Przedstawiciel branży piwowarskiej odniósł się także do potencjalnych ograniczeń dotyczących reklamowania piwa:

– Obecne przepisy są jednymi z najbardziej restrykcyjnych regulacji reklamowych. Reklama nie ma bezpośredniego przełożenia na ilość sprzedawanego alkoholu. Reklama ma pokazywać nowości producentów i transformować rynek. A obecnie promowane są produkty bezalkoholowe.

Co mówią liczby?

Zwolnennicy zakazu sprzedaży alkoholu na stacjach benzynowych również powołują się na statystyki. Zwracają uwagę, że jesteśmy krajem, w którym statystycznie aż 3,9 proc. domowego budżetu wydawane jest na alkohol – to nam daje czwarte miejsce w UE, po Estonii, Łotwie i Litwie.

Najgorsze jest jednak to, że łączna liczba zgonów Polaków z powodu wszystkich chorób odalkoholowych to ok. 35 tys. osób rocznie. W przedziale wieku 25-44 lata co czwarty przypadek śmiertelny w Polsce spowodowany jest alkoholem.

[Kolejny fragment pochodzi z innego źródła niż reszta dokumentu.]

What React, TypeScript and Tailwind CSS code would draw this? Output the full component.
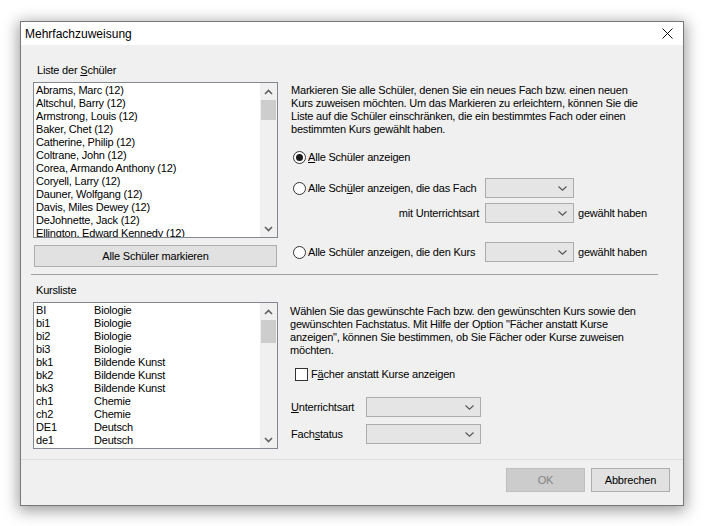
import type { ReactNode } from 'react';

const students = [
  'Abrams, Marc (12)',
  'Altschul, Barry (12)',
  'Armstrong, Louis (12)',
  'Baker, Chet (12)',
  'Catherine, Philip (12)',
  'Coltrane, John (12)',
  'Corea, Armando Anthony (12)',
  'Coryell, Larry (12)',
  'Dauner, Wolfgang (12)',
  'Davis, Miles Dewey (12)',
  'DeJohnette, Jack (12)',
  'Ellington, Edward Kennedy (12)',
];

const courses: [string, string][] = [
  ['BI', 'Biologie'],
  ['bi1', 'Biologie'],
  ['bi2', 'Biologie'],
  ['bi3', 'Biologie'],
  ['bk1', 'Bildende Kunst'],
  ['bk2', 'Bildende Kunst'],
  ['bk3', 'Bildende Kunst'],
  ['ch1', 'Chemie'],
  ['ch2', 'Chemie'],
  ['DE1', 'Deutsch'],
  ['de1', 'Deutsch'],
];

function ScrollArrow({ down }: { down?: boolean }) {
  return (
    <div className="h-[17px] flex items-center justify-center">
      <svg width="9" height="6" viewBox="0 0 9 6" className={down ? 'rotate-180' : ''}>
        <path d="M1 5 L4.5 1.5 L8 5" fill="none" stroke="#606060" strokeWidth="1.6" />
      </svg>
    </div>
  );
}

function ListBox({ height, thumb, children }: { height: string; thumb: string; children: ReactNode }) {
  return (
    <div className={`${height} border border-[#828790] bg-white flex`}>
      <div className="flex-1 overflow-hidden pt-px pl-[2px] leading-[13px]">{children}</div>
      <div className="w-[17px] bg-[#f0f0f0] flex flex-col">
        <ScrollArrow />
        <div className={`${thumb} mx-px bg-[#cdcdcd]`} />
        <div className="flex-1" />
        <ScrollArrow down />
      </div>
    </div>
  );
}

function Combo({ width }: { width: string }) {
  return (
    <div className={`${width} h-[20px] border border-[#adadad] bg-[#e5e5e5] flex items-center justify-end pr-[6px]`}>
      <svg width="9" height="5" viewBox="0 0 9 5">
        <path d="M0.5 0.5 L4.5 4.2 L8.5 0.5" fill="none" stroke="#555" strokeWidth="1.1" />
      </svg>
    </div>
  );
}

function Radio({ checked, children }: { checked?: boolean; children: ReactNode }) {
  return (
    <div className="flex items-center">
      <div className="ml-[3px] w-[13px] h-[13px] rounded-full border border-[#333] bg-white flex items-center justify-center">
        {checked && <div className="w-[7px] h-[7px] rounded-full bg-[#1a1a1a]" />}
      </div>
      <span className="ml-[2px]">{children}</span>
    </div>
  );
}

function WinButton({ children, disabled, className = '' }: { children: ReactNode; disabled?: boolean; className?: string }) {
  return (
    <div
      className={`flex items-center justify-center border ${
        disabled ? 'bg-[#cccccc] border-[#bfbfbf] text-[#838383]' : 'bg-[#e1e1e1] border-[#adadad] text-black'
      } ${className}`}
    >
      {children}
    </div>
  );
}

export default function App() {
  return (
    <div className="min-h-screen bg-white pl-[20px] pt-[21px] font-['Liberation_Sans',Arial,sans-serif] text-[11px] tracking-[-0.2px] text-black">
      <div className="w-[664px] h-[485px] border border-[#777] bg-[#f0f0f0] shadow-[0_3px_14px_2px_rgba(0,0,0,0.38)] flex flex-col">
        <div className="h-[23px] bg-white flex items-center justify-between pl-[4px] pr-[10px]">
          <span className="text-[12px] tracking-normal">Mehrfachzuweisung</span>
          <svg width="11" height="11" viewBox="0 0 11 11">
            <path d="M0.5 0.5 L10.5 10.5 M10.5 0.5 L0.5 10.5" stroke="#111" strokeWidth="1" />
          </svg>
        </div>

        <div className="flex flex-col pt-[19px]">
          <div className="flex items-start">
            <div className="ml-[12px] w-[245px] flex flex-col">
              <div className="h-[13px] leading-[13px] pl-[4px] mb-[5px]">
                Liste der <span className="underline">S</span>chüler
              </div>
              <ListBox height="h-[156px]" thumb="h-[20px]">
                {students.map((s) => (
                  <div key={s} className="h-[13px] whitespace-nowrap">{s}</div>
                ))}
              </ListBox>
              <WinButton className="mt-[7px] ml-px w-[243px] h-[22px]">Alle Schüler markieren</WinButton>
            </div>

            <div className="ml-[12px] pt-[20px] flex flex-col">
              <div className="pl-px leading-[13px] whitespace-nowrap">
                <div>Markieren Sie alle Schüler, denen Sie ein neues Fach bzw. einen neuen</div>
                <div>Kurs zuweisen möchten. Um das Markieren zu erleichtern, können Sie die</div>
                <div>Liste auf die Schüler einschränken, die ein bestimmtes Fach oder einen</div>
                <div>bestimmten Kurs gewählt haben.</div>
              </div>
              <div className="mt-[11px] h-[20px] flex items-center">
                <Radio checked>
                  <span className="underline">A</span>lle Schüler anzeigen
                </Radio>
              </div>
              <div className="mt-[11px] h-[20px] flex items-center">
                <div className="w-[195px]">
                  <Radio>
                    Alle Sch<span className="underline">ü</span>ler anzeigen, die das Fach
                  </Radio>
                </div>
                <Combo width="w-[89px]" />
              </div>
              <div className="mt-[5px] h-[20px] flex items-center">
                <div className="w-[195px] text-right pr-[6px]">mit Unterrichtsart</div>
                <Combo width="w-[89px]" />
                <span className="ml-[4px]">gewählt haben</span>
              </div>
              <div className="mt-[19px] h-[20px] flex items-center">
                <div className="w-[195px]">
                  <Radio>Alle Schüler anzeigen, die den Kurs</Radio>
                </div>
                <Combo width="w-[89px]" />
                <span className="ml-[4px]">gewählt haben</span>
              </div>
            </div>
          </div>

          <div className="mt-[7px] ml-[10px] w-[627px] h-px bg-[#a0a0a0]" />

          <div className="flex items-start">
            <div className="ml-[12px] w-[245px] flex flex-col">
              <div className="mt-[9px] h-[13px] leading-[13px] pl-[3px] mb-[5px]">Kursliste</div>
              <ListBox height="h-[147px]" thumb="h-[23px]">
                {courses.map(([code, name]) => (
                  <div key={code} className="h-[13px] flex whitespace-nowrap">
                    <span className="w-[58px]">{code}</span>
                    <span>{name}</span>
                  </div>
                ))}
              </ListBox>
            </div>

            <div className="ml-[12px] pt-[30px] flex flex-col">
              <div className="leading-[13px] whitespace-nowrap">
                <div>Wählen Sie das gewünschte Fach bzw. den gewünschten Kurs sowie den</div>
                <div>gewünschten Fachstatus. Mit Hilfe der Option "Fächer anstatt Kurse</div>
                <div>anzeigen", können Sie bestimmen, ob Sie Fächer oder Kurse zuweisen</div>
                <div>möchten.</div>
              </div>
              <div className="mt-[11px] h-[13px] flex items-center">
                <div className="ml-[5px] w-[13px] h-[13px] border border-[#333] bg-white" />
                <span className="ml-[3px]">
                  F<span className="underline">ä</span>cher anstatt Kurse anzeigen
                </span>
              </div>
              <div className="mt-[16px] h-[20px] flex items-center">
                <div className="w-[76px] pl-px">
                  <span className="underline">U</span>nterrichtsart
                </div>
                <Combo width="w-[115px]" />
              </div>
              <div className="mt-[7px] h-[20px] flex items-center">
                <div className="w-[76px] pl-px">
                  Fach<span className="underline">s</span>tatus
                </div>
                <Combo width="w-[115px]" />
              </div>
            </div>
          </div>

          <div className="mt-[10px] h-px bg-[#dfdfdf]" />

          <div className="mt-[8px] flex justify-end gap-[6px] pr-[13px]">
            <WinButton disabled className="w-[79px] h-[24px]">OK</WinButton>
            <WinButton className="w-[79px] h-[24px]">Abbrechen</WinButton>
          </div>
        </div>
      </div>
    </div>
  );
}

W 2021 roku łącznie mieszkańcy Unii Europejskiej i kilku krajów ościennych wydali w 2021 r. około 127,8 mld euro na wódkę i inne napoje alkoholowe. Najwięcej pieniędzy przepili Niemcy: ponad 26,8 mld euro. Na drugim miejscu znalazła się Francja (22,7 mld euro), a na trzecim Polska z wynikiem 11,7 mld euro.

Średni poziom wydatków w ujęciu do PKB w całej UE to 0,9 proc. Tymczasem Polacy w 2021 r. wydali na wódkę, piwo, czy wino równowartość 2 proc. polskiego PKB. Więcej pod tym względem wydawali tylko Łotysze (2,8 proc.), Chorwaci (2,5 proc.), Estończycy (2,2 proc.) i Litwini (2,1 proc.).